◆ **Required work**
Show all lines holding "styles".
* START Supplied material *
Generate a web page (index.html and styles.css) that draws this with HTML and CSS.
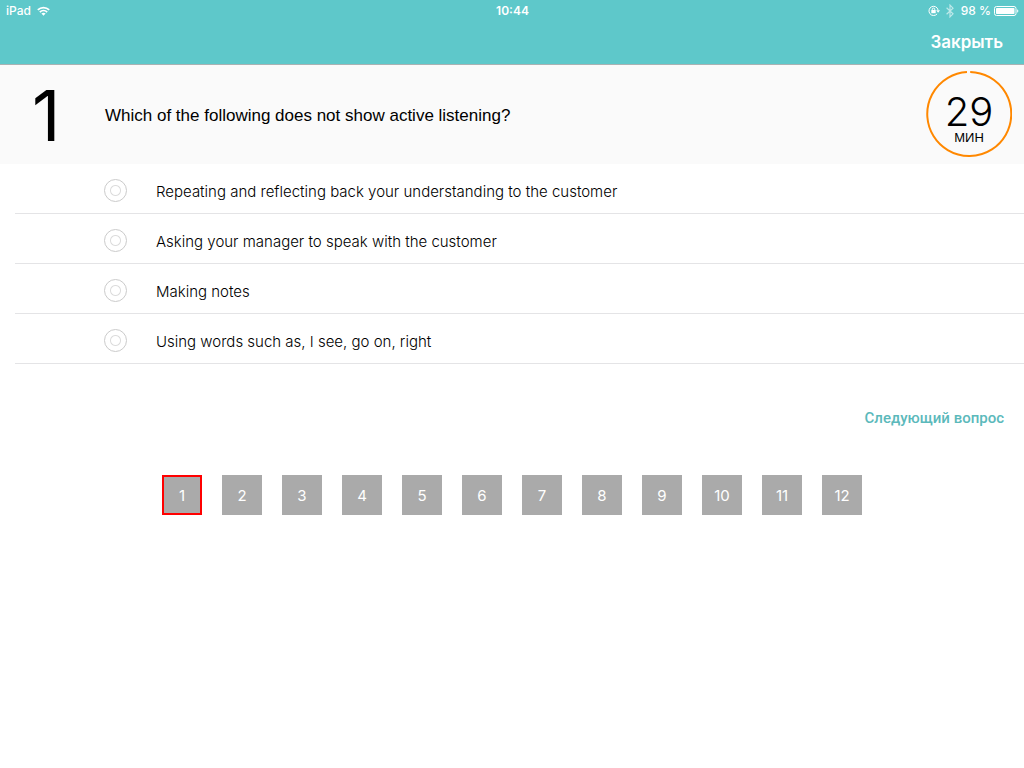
FILE: index.html
```html
<!DOCTYPE html>
<html lang="ru">
<head>
<meta charset="utf-8">
<meta name="viewport" content="width=device-width, initial-scale=1">
<title>Тест</title>
<link rel="stylesheet" href="styles.css">
</head>
<body>
<header class="topbar">
  <div class="status">
    <div class="status-side">
      <span>iPad</span>
      <svg class="wifi" width="13" height="10" viewBox="0 0 13 10" fill="none" stroke="#fff" stroke-width="1.7"><path d="M.8 3.8a8.3 8.3 0 0 1 11.4 0M2.8 6.1a5.4 5.4 0 0 1 7.4 0"/><path d="M4.4 7.6a3.1 3.1 0 0 1 4.2 0L6.5 9.8z" fill="#fff" stroke="none"/></svg>
    </div>
    <time>10:44</time>
    <div class="status-side status-right">
      <svg width="12" height="12" viewBox="0 0 12 12" fill="none" stroke="#fff"><path d="M9.1 8.9A4.6 4.6 0 1 1 10.1 5"/><path d="M8.2 5.2h3.8l-1.9 2.6z" fill="#fff" stroke="none"/><path d="M3.3 5h4.4v3.2H3.3z" fill="#fff" stroke="none"/><path d="M4.3 5.2V4.3a1.2 1.2 0 0 1 2.4 0v.9"/></svg>
      <svg class="bluetooth" width="8" height="14" viewBox="0 0 8 14" fill="none" stroke="#fff" stroke-width="1.2"><path d="M.6 3.8l6.4 6L4 12.9V1.1l3 3.1-6.4 6"/></svg>
      <span>98 %</span>
      <svg width="25" height="10" viewBox="0 0 25 10"><rect x=".5" y=".5" width="21.5" height="9" rx="2" fill="none" stroke="#fff"/><rect x="2" y="2" width="18.5" height="6" rx=".8" fill="#fff"/><path d="M23.2 3.2a2 2 0 0 1 0 3.6z" fill="#fff"/></svg>
    </div>
  </div>
  <nav class="nav"><button class="close" type="button">Закрыть</button></nav>
</header>
<main>
  <section class="question">
    <div class="number">1</div>
    <h1 class="title" id="question">Which of the following does not show active listening?</h1>
    <div class="timer">
      <svg class="ring" viewBox="0 0 86 86" fill="none" stroke="#ff8800" stroke-width="2"><path d="M44.2 1A42 42 0 1 1 41 1.05"/></svg>
      <span class="minutes">29</span>
      <span class="unit">МИН</span>
    </div>
  </section>
  <form class="form">
    <div class="options" role="radiogroup" aria-labelledby="question">
      <label class="option"><input class="radio" type="radio" name="answer"><span class="answer">Repeating and reflecting back your understanding to the customer</span></label>
      <label class="option"><input class="radio" type="radio" name="answer"><span class="answer">Asking your manager to speak with the customer</span></label>
      <label class="option"><input class="radio" type="radio" name="answer"><span class="answer">Making notes</span></label>
      <label class="option"><input class="radio" type="radio" name="answer"><span class="answer">Using words such as, I see, go on, right</span></label>
    </div>
    <div class="actions"><button class="next" type="button">Следующий вопрос</button></div>
  </form>
  <nav class="pages" aria-label="Вопросы">
    <button class="page current" type="button" aria-current="step">1</button>
    <button class="page" type="button">2</button>
    <button class="page" type="button">3</button>
    <button class="page" type="button">4</button>
    <button class="page" type="button">5</button>
    <button class="page" type="button">6</button>
    <button class="page" type="button">7</button>
    <button class="page" type="button">8</button>
    <button class="page" type="button">9</button>
    <button class="page" type="button">10</button>
    <button class="page" type="button">11</button>
    <button class="page" type="button">12</button>
  </nav>
</main>
</body>
</html>
```
FILE: styles.css
```css
* {
  box-sizing: border-box;
}

body {
  margin: 0;
  background: #fff;
  color: #000;
  font-family: "Liberation Sans", Arial, sans-serif;
  font-size: 16px;
}

button {
  padding: 0;
  border: 0;
  background: none;
  cursor: pointer;
}

svg {
  display: block;
}

.topbar {
  background: #5ec8ca;
  border-bottom: 1px solid #a9b2b3;
  color: #fff;
  font-family: Inter, sans-serif;
}

.status {
  display: grid;
  grid-template-columns: 1fr auto 1fr;
  align-items: center;
  height: 20px;
  padding: 1px 5px 0 6px;
  font-size: 12px;
  font-weight: 500;
}

.status time {
  font-weight: 600;
}

.status-side {
  display: flex;
  align-items: center;
  gap: 6px;
}

.status-right {
  justify-content: flex-end;
  gap: 3px;
}

.bluetooth {
  margin: 0 4px 0 3px;
  opacity: 0.6;
}

.nav {
  display: flex;
  align-items: center;
  justify-content: flex-end;
  height: 44px;
  padding: 0 21px;
}

.close {
  color: inherit;
  font: 600 17px/24px Inter, sans-serif;
}

.question {
  display: flex;
  align-items: center;
  min-height: 99px;
  padding: 0 12px 2px 0;
  background: #fafafa;
}

.number {
  flex: none;
  width: 105px;
  padding: 5px 0 0 32px;
  font: 400 70px/80px Inter, sans-serif;
}

.title {
  flex: 1;
  margin: 0;
  padding-top: 4px;
  font-size: 17px;
  font-weight: 400;
  line-height: 20px;
}

.timer {
  position: relative;
  display: flex;
  flex: none;
  flex-direction: column;
  align-items: center;
  width: 86px;
  height: 86px;
  padding-top: 21px;
}

.ring {
  position: absolute;
  inset: 0;
}

.minutes {
  font: 300 40px/40px Inter, sans-serif;
}

.unit {
  font-size: 13px;
  line-height: 12px;
}

.options {
  padding-left: 15px;
}

.option {
  display: flex;
  align-items: center;
  gap: 29px;
  height: 50px;
  padding: 4px 16px 0 89px;
  border-bottom: 1px solid #e4e4e6;
}

.answer {
  padding-top: 3px;
  font: 300 15px/20px Inter, sans-serif;
}

.radio {
  flex: none;
  width: 23px;
  height: 23px;
  margin: 0;
  appearance: none;
  border: 1px solid #cbcbcb;
  border-radius: 50%;
  background: radial-gradient(circle, transparent 4px, #dcdcdc 5px, transparent 6px);
}

.radio:checked {
  background: radial-gradient(circle, #5ec8ca 5px, transparent 6px);
}

.actions {
  display: flex;
  justify-content: flex-end;
  padding: 44px 20px 0;
}

.next {
  color: #5bb9bb;
  font: 500 15px/20px Roboto, sans-serif;
}

.pages {
  display: flex;
  flex-wrap: wrap;
  justify-content: center;
  gap: 20px;
  padding: 47px 20px;
}

.page {
  width: 40px;
  height: 40px;
  padding-top: 2px;
  background: #aaa;
  color: #fff;
  font: 400 15px/20px Inter, sans-serif;
}

.current {
  padding-top: 1px;
  border: 2px solid #f00;
}
```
* END Supplied material *
◆ **Solution for this exercise**
Generate a web page (index.html and styles.css) that draws this with HTML and CSS.
<link rel="stylesheet" href="styles.css">
FILE: styles.css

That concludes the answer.